A central insight across applications is that partial projected ensembles interpolate between the extremes of marginalization and full projection, providing a rigorous operational interpolation between complete knowledge (pure states/full assignment) and maximal ignorance (average over unobserved/dropped degrees of freedom). By tuning the degree or location of projection, or the selection of projected subspace:

In quantum dynamics, this allows direct experimental access to scrambling depth, lightcone velocities, and universal late-time ensemble structure (e.g., generalized Hilbert–Schmidt ensemble, Scrooge ensemble) as distinguished from GSEs in globally constrained systems (Mandal et al., 7 Aug 2025, Manna et al., 3 Jan 2025).
In ensemble learning and clustering, this enables information aggregation from diverse low-dimensional random projections, boosting statistical efficiency, robustness to noise, and performance in high-dimensional tasks (Anderlucci et al., 2019, Silva et al., 2018, Tomita et al., 2015).
In point process theory, the partial projection framework provides a universal boundary family for L-ensemble DPPs, capturing limits and scaling properties for flattened or singular kernels and supporting versatile repulsion structures (Barthelmé et al., 2020).

6. Representative Examples

Quantum Many-Body: Holevo Phases of PPE

A Haar-random tripartite state ( $A,B_1,B_2$ ) shows a transition in PPE Holevo information:

For $p<1-2\gamma,$ $\chi\rightarrow 0$ exponentially (MIQC phase).
For $p>1-2\gamma,$ $\chi \sim (p+2\gamma-1)\ln 2\,N$ (MVQC phase). This divides a regime where measurement on $B_1$ is invisible to $A$ from one where it is visible (Sherry et al., 13 Nov 2025).

DPPs: Partial-Projection Construction

Given L-ensemble kernel $L(\epsilon) = \epsilon A + VV^T$ , in the limit $\epsilon\to 0$ ,

When $m>p$ , the fixed-size DPP converges to a partial projection DPP based on $(A, V)$ .
This class possesses a mixture sampling structure and interpolates between soft (L-ensemble, $p=0$ ) and hard (full projection, $p=m$ ) repulsion (Barthelmé et al., 2020).

Clustering: Random Projection Ensemble

In high-dimensional clustering, one may generate $B$ independent random projections, select the $B^*$ providing the best statistical fit (BIC), and aggregate via consensus, forming a partial projected ensemble with significantly better robustness and accuracy relative to naïve high-dimensional mixture modeling (Anderlucci et al., 2019).
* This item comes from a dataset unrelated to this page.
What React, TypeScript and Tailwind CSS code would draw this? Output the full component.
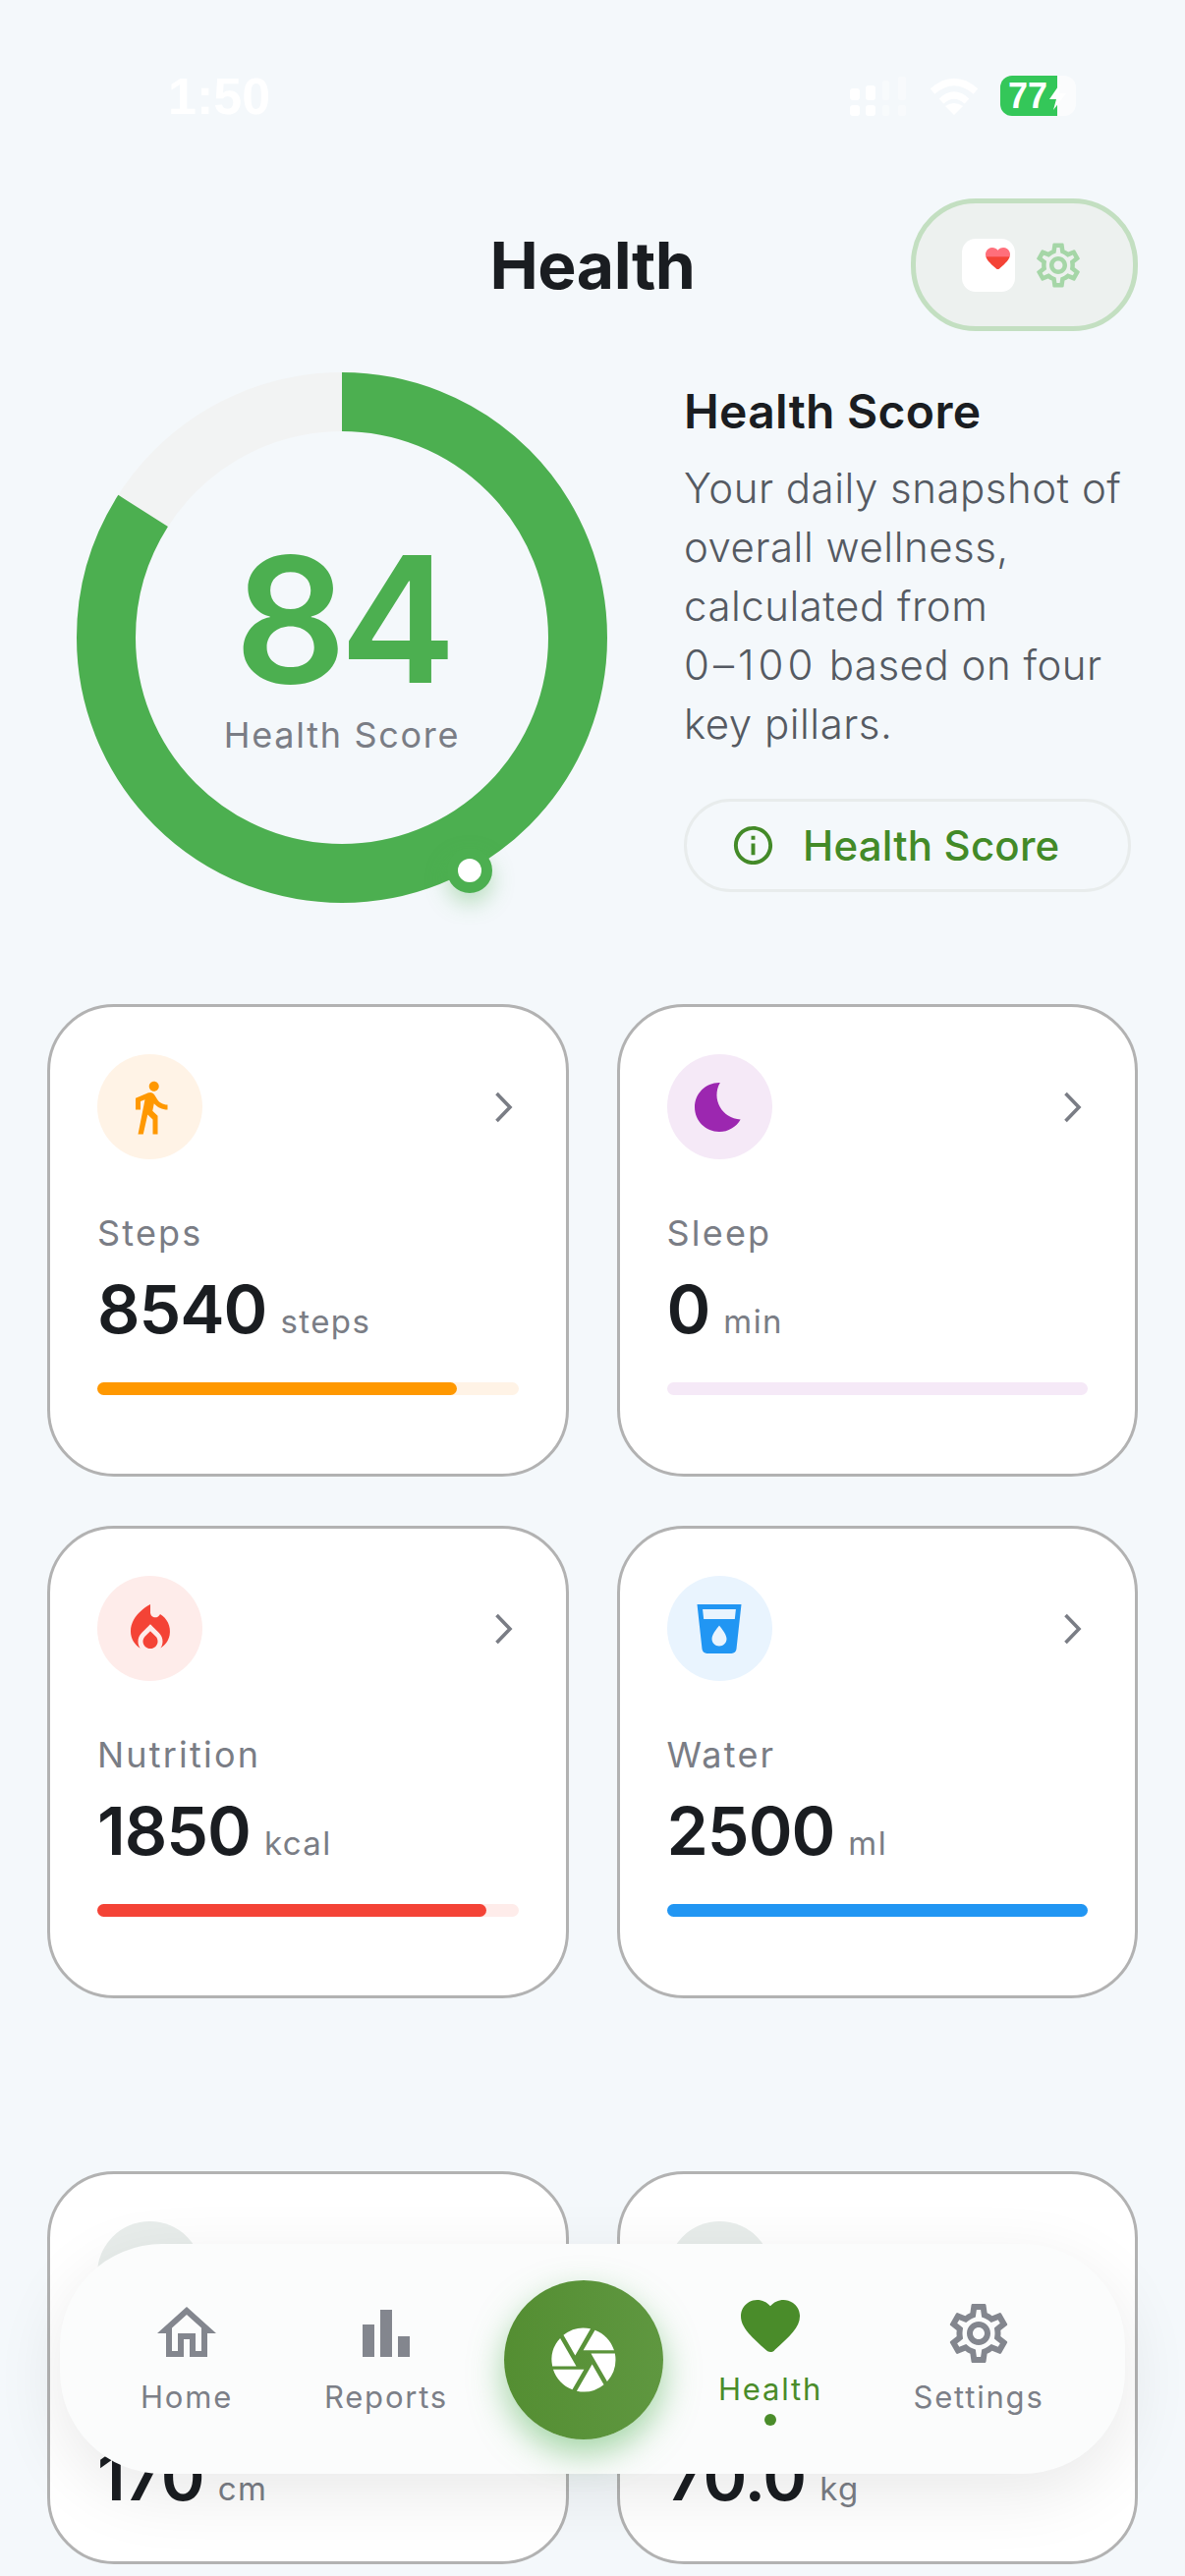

7. Outlook and Cross-Domain Universality

Research on partial projected ensembles establishes them as scalable, theoretically grounded tools for probing structure and diagnosing phases or transitions in high-dimensional and complex systems. Notably, their application to quantum simulation is experimentally feasible, requiring only polynomially many measurements and providing access to universal phenomena (e.g., scrambling plateau, causally sharp lightcones, etc.) (Mandal et al., 7 Aug 2025, Milekhin et al., 28 Oct 2024, Ge et al., 15 Aug 2024). In machine learning, random partial projection-based ensembles (sparse-oblique forests, projection pursuit forests) bridge performance and interpretability gaps between axis-aligned and fully oblique methods (Tomita et al., 2015, Silva et al., 2018).

A plausible implication is that PPEs may form a unifying framework for understanding emergent universality, robustness, and algorithmic efficiency across probabilistic, statistical, and physical systems, particularly in regimes where full marginalization or projection either oversimplifies or is computationally infeasible.